Scan the data below for the string "size". Copy every line where it appears.

--- Start Given information ---

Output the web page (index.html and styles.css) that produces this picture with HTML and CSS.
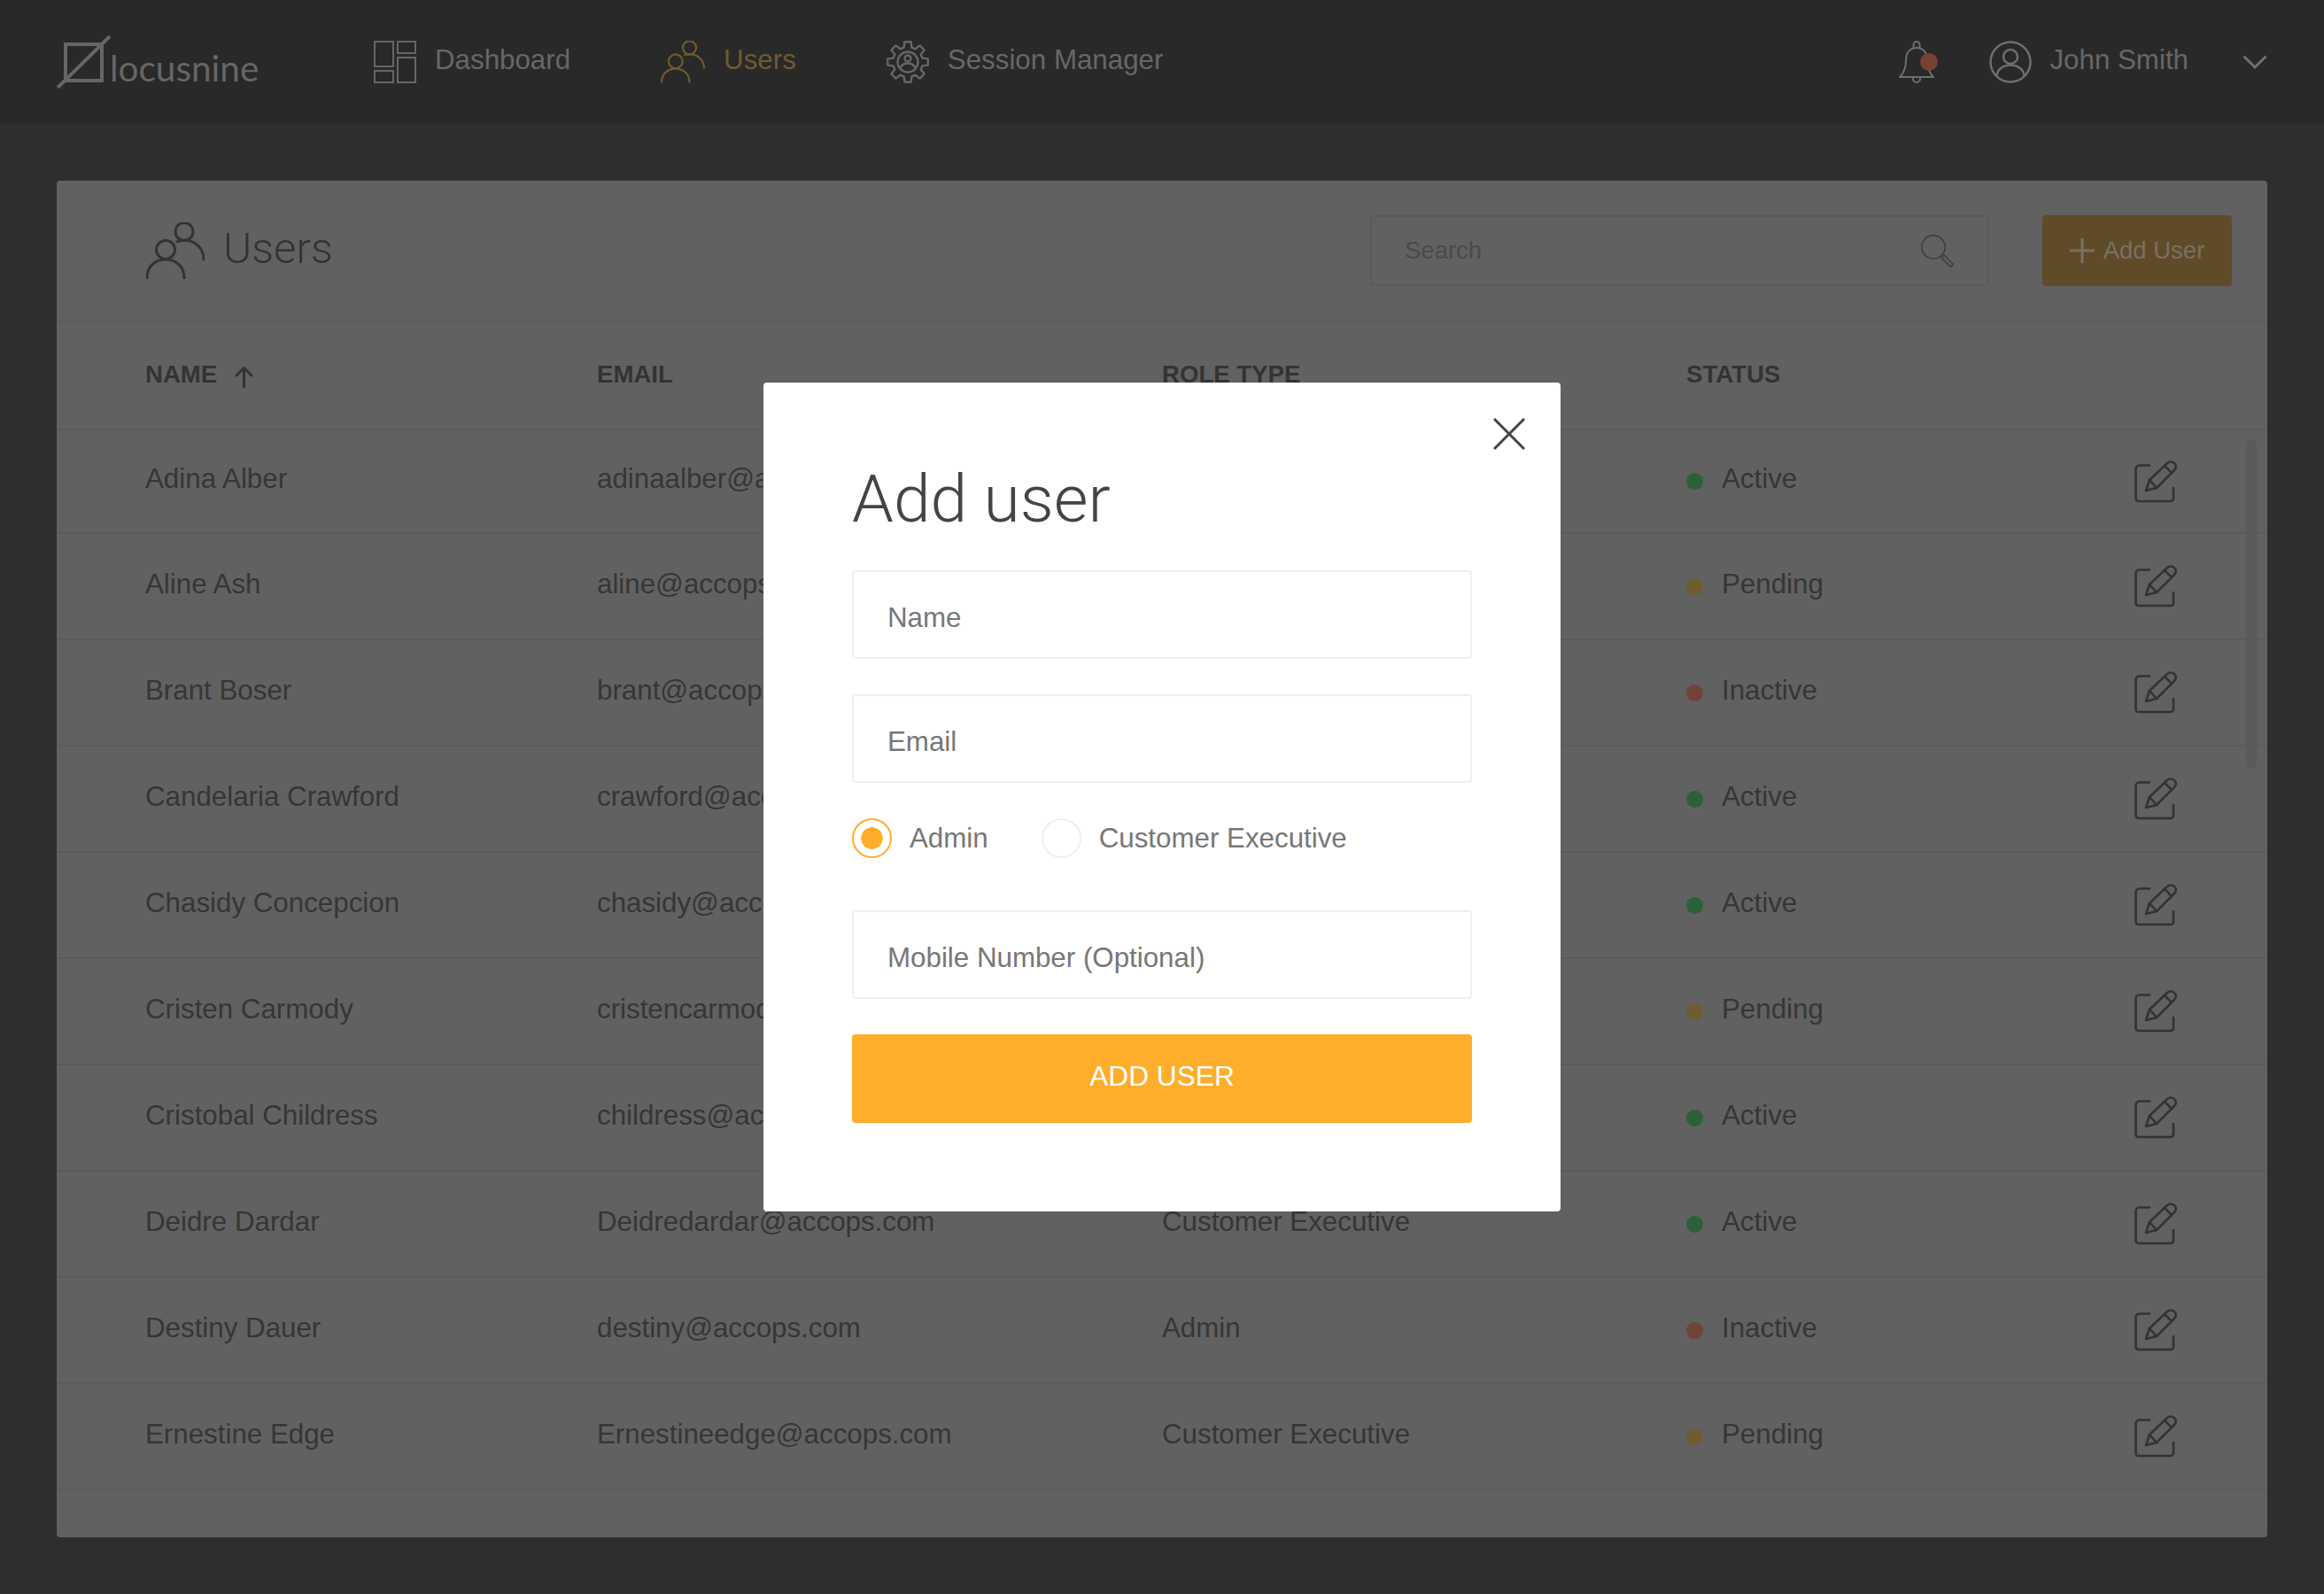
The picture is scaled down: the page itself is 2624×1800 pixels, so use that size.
FILE: index.html
```html
<!DOCTYPE html>
<html lang="en">
<head>
    <meta charset="UTF-8">
    <title>locusnine - Users</title>
    <link rel="stylesheet" href="styles.css">
</head>
<body>
    <svg class="defs" width="0" height="0">
        <symbol id="people" viewBox="0 0 66 64">
            <circle cx="22" cy="31" r="10.5"/>
            <path d="M1 63C1 50 10 42 22 42C34 42 43 50 43 63"/>
            <circle cx="43" cy="10.5" r="10"/>
            <path d="M35 22C38 20.8 41 20.5 44 20.5C56 20.5 65 30 65 42"/>
        </symbol>
        <symbol id="edit" viewBox="0 0 48 48">
            <path d="M17 5.5H5.500A4 4 0 0 0 1.500 9.500V43A3 3 0 0 0 4.500 46H41A3 3 0 0 0 44 43V31"/>
            <path d="M13 34L17 22L37 3Q41 0 45 3Q48.500 7 45 11L25 31Z"/>
            <path d="M17 22L25 31M34 6L42 14"/>
        </symbol>
    </svg>

    <nav class="topbar">
        <a class="logo">
            <svg width="62" height="60" viewBox="0 0 62 60">
                <rect x="10" y="10" width="41" height="41"/>
                <path d="M60 1L1 59"/>
            </svg>
            <span>locusnine</span>
        </a>
        <div class="nav-links">
            <a class="nav-item">
                <svg class="ico-dash" width="48" height="48" viewBox="0 0 48 48">
                    <rect x="1" y="1" width="21" height="28"/>
                    <rect x="27" y="1" width="20" height="13"/>
                    <rect x="27" y="19" width="20" height="28"/>
                    <rect x="1" y="34" width="21" height="13"/>
                </svg>
                <span>Dashboard</span>
            </a>
            <a class="nav-item active">
                <svg class="ico-people" width="50" height="48"><use href="#people"/></svg>
                <span>Users</span>
            </a>
            <a class="nav-item">
                <svg class="ico-gear" width="48" height="48" viewBox="0 0 48 48">
                    <path d="M19.600 7.580L20.400 1.280H27.600L28.400 7.580L32.500 9.280L37.520 5.390L42.610 10.480L38.720 15.500L40.420 19.600L46.720 20.400V27.600L40.420 28.400L38.720 32.500L42.610 37.520L37.520 42.610L32.500 38.720L28.400 40.420L27.600 46.720H20.400L19.600 40.420L15.500 38.720L10.480 42.610L5.390 37.520L9.280 32.500L7.580 28.400L1.280 27.600V20.400L7.580 19.600L9.280 15.500L5.390 10.480L10.480 5.390L15.500 9.280Z"/>
                    <circle cx="24" cy="24" r="11.500"/>
                    <circle cx="24" cy="20" r="3.500"/>
                    <path d="M15.500 31C17 27 20 25.500 24 25.500C28 25.500 31 27 32.500 31"/>
                </svg>
                <span>Session Manager</span>
            </a>
        </div>
        <div class="nav-right">
            <svg class="ico-bell" width="44" height="48" viewBox="0 0 44 48">
                <path d="M20 8C12 8 8 14 8 22C8 30 6 36 1 41H39C34 36 32 30 32 22C32 14 28 8 20 8Z"/>
                <path d="M16.500 8.500V4.500A3.500 3.500 0 0 1 23.500 4.500V8.500"/>
                <path d="M16 41V43A4 4 0 0 0 24 43V41"/>
                <circle class="bell-dot" cx="34" cy="24" r="10"/>
            </svg>
            <a class="user-menu">
                <svg class="ico-avatar" width="48" height="48" viewBox="0 0 48 48">
                    <circle cx="24" cy="24" r="22.500"/>
                    <circle cx="24" cy="18" r="8"/>
                    <path d="M8.500 40C9 32 16 27.500 24 27.500C32 27.500 39 32 39.500 40"/>
                </svg>
                <span>John Smith</span>
            </a>
            <svg class="ico-chevron" width="28" height="16" viewBox="0 0 28 16">
                <path d="M1.500 1.500L14 14L26.500 1.500"/>
            </svg>
        </div>
    </nav>

    <main class="content">
        <section class="card">
            <header class="card-head">
                <svg class="title-icon" width="66" height="64"><use href="#people"/></svg>
                <h2>Users</h2>
                <div class="search">
                    <span>Search</span>
                    <svg width="37" height="37" viewBox="0 0 37 37">
                        <circle cx="14" cy="14" r="13.200"/>
                        <path d="M23 26L26 23L36.500 33.500L33.500 36.500Z"/>
                    </svg>
                </div>
                <button class="add-btn">
                    <svg width="28" height="28" viewBox="0 0 28 28"><path d="M14 0V28M0 14H28"/></svg>
                    Add User
                </button>
            </header>

            <div class="row head-row">
                <div class="sort">NAME
                    <svg width="21" height="24" viewBox="0 0 21 24"><path d="M10.500 23V2M2 10L10.500 1.500L19 10"/></svg>
                </div>
                <div>EMAIL</div>
                <div>ROLE TYPE</div>
                <div>STATUS</div>
            </div>

            <div class="row">
                <div>Adina Alber</div><div>adinaalber@accops.com</div><div>Customer Executive</div>
                <div class="status"><i class="dot active"></i>Active</div>
                <svg class="edit" width="48" height="48"><use href="#edit"/></svg>
            </div>
            <div class="row">
                <div>Aline Ash</div><div>aline@accops.com</div><div>Admin</div>
                <div class="status"><i class="dot pending"></i>Pending</div>
                <svg class="edit" width="48" height="48"><use href="#edit"/></svg>
            </div>
            <div class="row">
                <div>Brant Boser</div><div>brant@accops.com</div><div>Customer Executive</div>
                <div class="status"><i class="dot inactive"></i>Inactive</div>
                <svg class="edit" width="48" height="48"><use href="#edit"/></svg>
            </div>
            <div class="row">
                <div>Candelaria Crawford</div><div>crawford@accops.com</div><div>Admin</div>
                <div class="status"><i class="dot active"></i>Active</div>
                <svg class="edit" width="48" height="48"><use href="#edit"/></svg>
            </div>
            <div class="row">
                <div>Chasidy Concepcion</div><div>chasidy@accops.com</div><div>Customer Executive</div>
                <div class="status"><i class="dot active"></i>Active</div>
                <svg class="edit" width="48" height="48"><use href="#edit"/></svg>
            </div>
            <div class="row">
                <div>Cristen Carmody</div><div>cristencarmody@accops.com</div><div>Customer Executive</div>
                <div class="status"><i class="dot pending"></i>Pending</div>
                <svg class="edit" width="48" height="48"><use href="#edit"/></svg>
            </div>
            <div class="row">
                <div>Cristobal Childress</div><div>childress@accops.com</div><div>Admin</div>
                <div class="status"><i class="dot active"></i>Active</div>
                <svg class="edit" width="48" height="48"><use href="#edit"/></svg>
            </div>
            <div class="row">
                <div>Deidre Dardar</div><div>Deidredardar@accops.com</div><div>Customer Executive</div>
                <div class="status"><i class="dot active"></i>Active</div>
                <svg class="edit" width="48" height="48"><use href="#edit"/></svg>
            </div>
            <div class="row">
                <div>Destiny Dauer</div><div>destiny@accops.com</div><div>Admin</div>
                <div class="status"><i class="dot inactive"></i>Inactive</div>
                <svg class="edit" width="48" height="48"><use href="#edit"/></svg>
            </div>
            <div class="row">
                <div>Ernestine Edge</div><div>Ernestineedge@accops.com</div><div>Customer Executive</div>
                <div class="status"><i class="dot pending"></i>Pending</div>
                <svg class="edit" width="48" height="48"><use href="#edit"/></svg>
            </div>

            <div class="scroll-thumb"></div>
        </section>
    </main>

    <div class="modal-wrap">
        <form class="modal">
            <svg class="modal-close" width="36" height="36" viewBox="0 0 36 36"><path d="M1 1L35 35M35 1L1 35"/></svg>
            <h1>Add user</h1>
            <input class="field" type="text" placeholder="Name">
            <input class="field" type="text" placeholder="Email">
            <div class="radios">
                <label><input type="radio" name="role" checked>Admin</label>
                <label><input type="radio" name="role">Customer Executive</label>
            </div>
            <input class="field" type="text" placeholder="Mobile Number (Optional)">
            <button class="submit-btn" type="button">ADD USER</button>
        </form>
    </div>
</body>
</html>
```
FILE: styles.css
```css
* {
    box-sizing: border-box;
}

body {
    margin: 0;
    width: 2624px;
    height: 1800px;
    overflow: hidden;
    background-color: #2e2e2e;
    font-family: 'Liberation Sans', Arial, sans-serif;
    font-size: 31.3px;
    color: #363636;
}

.defs {
    display: block;
    height: 0;
}

svg {
    fill: none;
    flex-shrink: 0;
}

/* top bar */
.topbar {
    display: flex;
    align-items: center;
    height: 140px;
    padding: 0 64px;
    background-color: #292929;
    color: #676767;
}

.logo {
    display: flex;
    align-items: flex-end;
    width: 227px;
    height: 60px;
}

.logo svg {
    stroke: #666;
    stroke-width: 4;
}

.logo span {
    margin: 0 0 3px -2px;
    font-family: 'Lato', sans-serif;
    font-size: 40.5px;
    line-height: 40px;
    color: #666;
}

.nav-links {
    display: flex;
    gap: 102px;
    margin-left: 131px;
}

.nav-item {
    display: flex;
    align-items: center;
    gap: 21px;
}

.nav-item span,
.user-menu span {
    padding-bottom: 4px;
}

.nav-item.active {
    color: #6f5a2f;
}

.ico-dash rect {
    stroke: #666;
    stroke-width: 2;
}

.ico-people {
    stroke: #6f5a2f;
    stroke-width: 3;
}

.ico-gear {
    stroke: #666;
    stroke-width: 2.4;
    stroke-linejoin: round;
}

.nav-right {
    display: flex;
    align-items: center;
    margin-left: auto;
}

.ico-bell path {
    stroke: #6e6e6e;
    stroke-width: 2;
    stroke-linejoin: round;
}

.bell-dot {
    fill: #774330;
}

.user-menu {
    display: flex;
    align-items: center;
    gap: 20px;
    margin-left: 58px;
}

.ico-avatar {
    stroke: #6e6e6e;
    stroke-width: 2.5;
}

.ico-chevron {
    margin-left: 61px;
    stroke: #707070;
    stroke-width: 3;
}

/* users card */
.content {
    padding: 64px;
}

.card {
    position: relative;
    height: 1532px;
    background-color: #616161;
    border-radius: 4px;
    overflow: hidden;
}

.card-head {
    display: flex;
    align-items: center;
    height: 160px;
    padding: 0 40px 0 101px;
    border-bottom: 2px solid #5b5b5b;
}

.title-icon {
    stroke: #333;
    stroke-width: 3;
    stroke-linecap: round;
}

.card-head h2 {
    margin: 0 0 6px 21px;
    font-family: 'Roboto', sans-serif;
    font-size: 49px;
    font-weight: 300;
    color: #333;
}

.search {
    display: flex;
    align-items: center;
    justify-content: space-between;
    width: 699px;
    height: 80px;
    margin-left: auto;
    padding: 0 38px 0 37px;
    border: 2px solid #5a5a5a;
    border-radius: 4px;
    font-size: 27.5px;
    color: #4a4a4a;
}

.search svg {
    stroke: #3d3d3d;
    stroke-width: 1.5;
}

.add-btn {
    display: flex;
    align-items: center;
    justify-content: center;
    gap: 10px;
    width: 214px;
    height: 80px;
    margin-left: 60px;
    padding: 0;
    border: none;
    border-radius: 4px;
    background-color: #5f4b28;
    font-family: inherit;
    font-size: 27.5px;
    color: #787162;
}

.add-btn svg {
    stroke: #787162;
    stroke-width: 3;
}

.row {
    display: grid;
    grid-template-columns: 510px 638px 592px 1fr 48px;
    align-items: center;
    height: 120px;
    padding: 0 102px 0 100px;
    border-bottom: 2px solid #5b5b5b;
}

.row > div {
    padding-bottom: 5px;
    white-space: nowrap;
}

.head-row {
    height: 122px;
    font-size: 27.6px;
    font-weight: bold;
    color: #333;
}

.row.head-row > div {
    padding-bottom: 3px;
}

.head-row + .row {
    height: 117px;
}

.sort {
    display: flex;
    align-items: center;
    gap: 20px;
}

.sort svg {
    stroke: #333;
    stroke-width: 3;
    stroke-linecap: round;
    margin-top: 6px;
}

.status {
    display: flex;
    align-items: center;
}

.dot {
    width: 19px;
    height: 19px;
    margin: 5px 21px 0 0;
    border-radius: 50%;
}

.dot.active {
    background-color: #2d6038;
}

.dot.pending {
    background-color: #6f5c33;
}

.dot.inactive {
    background-color: #704437;
}

.edit {
    stroke: #333;
    stroke-width: 2.6;
    stroke-linecap: round;
    stroke-linejoin: round;
    overflow: visible;
}

.scroll-thumb {
    position: absolute;
    top: 292px;
    right: 12px;
    width: 12px;
    height: 372px;
    border-radius: 6px;
    background-color: #5a5a5a;
}

/* add user dialog */
.modal-wrap {
    position: fixed;
    inset: 0;
    display: flex;
    align-items: center;
    justify-content: center;
}

.modal {
    position: relative;
    display: flex;
    flex-direction: column;
    width: 900px;
    height: 936px;
    padding: 91px 100px 100px;
    background-color: #fff;
    border-radius: 4px;
}

.modal-close {
    position: absolute;
    top: 40px;
    right: 40px;
    stroke: #444;
    stroke-width: 3;
}

.modal h1 {
    margin: 0 0 41px;
    font-family: 'Roboto', sans-serif;
    font-size: 75px;
    font-weight: 300;
    line-height: 80px;
    color: #444;
}

.field {
    height: 100px;
    margin-bottom: 40px;
    padding: 7px 38px 0;
    border: 2px solid #efefef;
    border-radius: 4px;
    background-color: #fff;
    font-family: inherit;
    font-size: 31.3px;
}

.field::placeholder {
    color: #777;
    opacity: 1;
}

.radios {
    display: flex;
    gap: 60px;
    height: 46px;
    margin: -1px 0 59px;
    color: #777;
}

.radios label {
    display: flex;
    align-items: center;
    gap: 20px;
    padding-top: 1px;
}

.radios input {
    appearance: none;
    width: 45px;
    height: 45px;
    margin: -1px 0 0;
    border: 2px solid #efefef;
    border-radius: 50%;
    background-color: #fff;
}

.radios input:checked {
    border-color: #ffae2b;
    background: radial-gradient(circle, #ffae2b 12px, #fff 12.5px);
}

.submit-btn {
    height: 100px;
    padding: 0 0 5px;
    border: none;
    border-radius: 4px;
    background-color: #ffae2b;
    font-family: inherit;
    font-size: 31.7px;
    color: #fff;
}
```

--- End Given information ---

__Finished exercise__.
The picture is scaled down: the page itself is 2624×1800 pixels, so use that size.
    font-size: 31.3px;
    font-size: 40.5px;
    font-size: 49px;
    font-size: 27.5px;
    font-size: 27.5px;
    font-size: 27.6px;
    font-size: 75px;
    font-size: 31.3px;
    font-size: 31.7px;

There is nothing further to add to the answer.